I'm new to Keras, and have been struggling with understanding the usage of the variable z in the variational autoencoder example in their official github . I don't understand why z is not being used instead of the variable latent_inputs . I ran the code and it seems to work, but I don't understand if z is being used behind the scenes and what is the mechanism in Keras that is responsible for it. Here is the relevant code snippet:

# VAE model = encoder + decoder
# build encoder model
inputs = Input(shape=input_shape, name='encoder_input')
x = Dense(intermediate_dim, activation='relu')(inputs)
z_mean = Dense(latent_dim, name='z_mean')(x)
z_log_var = Dense(latent_dim, name='z_log_var')(x)

# use reparameterization trick to push the sampling out as input
# note that "output_shape" isn't necessary with the TensorFlow backend
z = Lambda(sampling, output_shape=(latent_dim,), name='z')([z_mean, z_log_var])

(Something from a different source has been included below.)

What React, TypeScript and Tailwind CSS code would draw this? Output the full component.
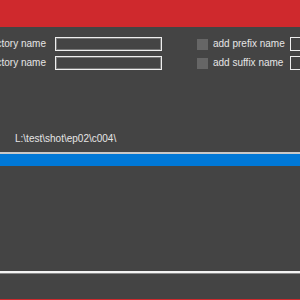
export default function App() {
  const rows = [
    { label: "directory name", check: "add prefix name" },
    { label: "directory name", check: "add suffix name" },
  ];

  return (
    <div className="w-[300px] h-[300px] overflow-hidden bg-[#444444] flex flex-col text-[#e6e6e6] text-[10px] leading-none font-['Liberation_Sans',Arial,sans-serif]">
      <div className="h-[27px] shrink-0 bg-[#cf292d]" />

      <div className="mt-[10px] flex flex-col gap-[5px]">
        {rows.map((r, i) => (
          <div key={i} className="flex items-center h-[14px]">
            <div className="w-[46px] shrink-0 flex justify-end whitespace-nowrap">
              <span>{r.label}</span>
            </div>
            <div className="ml-[9px] w-[107px] h-[14px] shrink-0 border border-[#eeeeee] shadow-[inset_0_0_0_1px_#777]" />
            <div className="ml-[35px] w-[11px] h-[11px] shrink-0 bg-[#666666]" />
            <span className="ml-[5px] whitespace-nowrap">{r.check}</span>
            <div className="ml-auto w-[20px] -mr-[10px] h-[14px] shrink-0 border border-[#eeeeee]" />
          </div>
        ))}
      </div>

      <div className="mt-[64px] pl-[15px] h-[10px] flex items-center whitespace-nowrap">
        L:\test\shot\ep02\c004\
      </div>

      <div className="mt-[8px] h-[2px] shrink-0 bg-[#c8c8c8]" />
      <div className="h-[12px] shrink-0 bg-[#0078d7]" />

      <div className="flex-1" />
      <div className="h-[2px] shrink-0 bg-[#f4f4f4]" />
      <div className="h-[1px] shrink-0 bg-[#8a8a8a]" />
      <div className="h-[25px] shrink-0" />
      <div className="h-[1px] shrink-0 bg-[#cf292d]" />
    </div>
  );
}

# instantiate encoder model
encoder = Model(inputs, [z_mean, z_log_var, z], name='encoder')
encoder.summary()
plot_model(encoder, to_file='vae_mlp_encoder.png', show_shapes=True)

# build decoder model
latent_inputs = Input(shape=(latent_dim,), name='z_sampling')
x = Dense(intermediate_dim, activation='relu')(latent_inputs)
outputs = Dense(original_dim, activation='sigmoid')(x)

# instantiate decoder model
decoder = Model(latent_inputs, outputs, name='decoder')
decoder.summary()
plot_model(decoder, to_file='vae_mlp_decoder.png', show_shapes=True)

# instantiate VAE model
outputs = decoder(encoder(inputs)[2])
vae = Model(inputs, outputs, name='vae_mlp')

Your encoder is defined as a model that takes inputs inputs and gives outputs [z_mean, z_log_var, z] . You then define your decoder separately to take some input, here called latent_inputs , and output outputs . Finally, your overall model is defined in the line that states:

outputs = decoder(encoder(inputs)[2])

This means you are going to run encoder on your inputs , which yields [z_mean, z_log_var, z] , and then the third element of that (call it result[2] ) gets passed in as the input argument to decoder . In other words, when you implement your network, you are setting latent_inputs equal to the third output of your encoder, or [z_mean, z_log_var, z][2] = z . You could view it as (probably not valid code):

encoder_outputs = encoder(inputs)  # [z_mean, z_log_var, z]
outputs = decoder(latent_inputs=encoder_outputs[2])  # latent_inputs = z

They are just defining separately the encoder and decoder, so that they can be used individually:

  • Given some inputs , encoder computes their latent vectors / lower representations z_mean, z_log_var, z (you could use the encoder by itself eg to store those lower-dimensional representations, or for easier comparison).

  • Given such a lower-dimensional representation latent_inputs , decoder returns the decoded information outputs (eg if you need to reuse the stored lower representations).

To train/use the complete VAE, both operation can just be chained the way they are actually doing: outputs = decoder(encoder(inputs)[2]) ( latent_inputs of decoder receiving the z output of encoder ).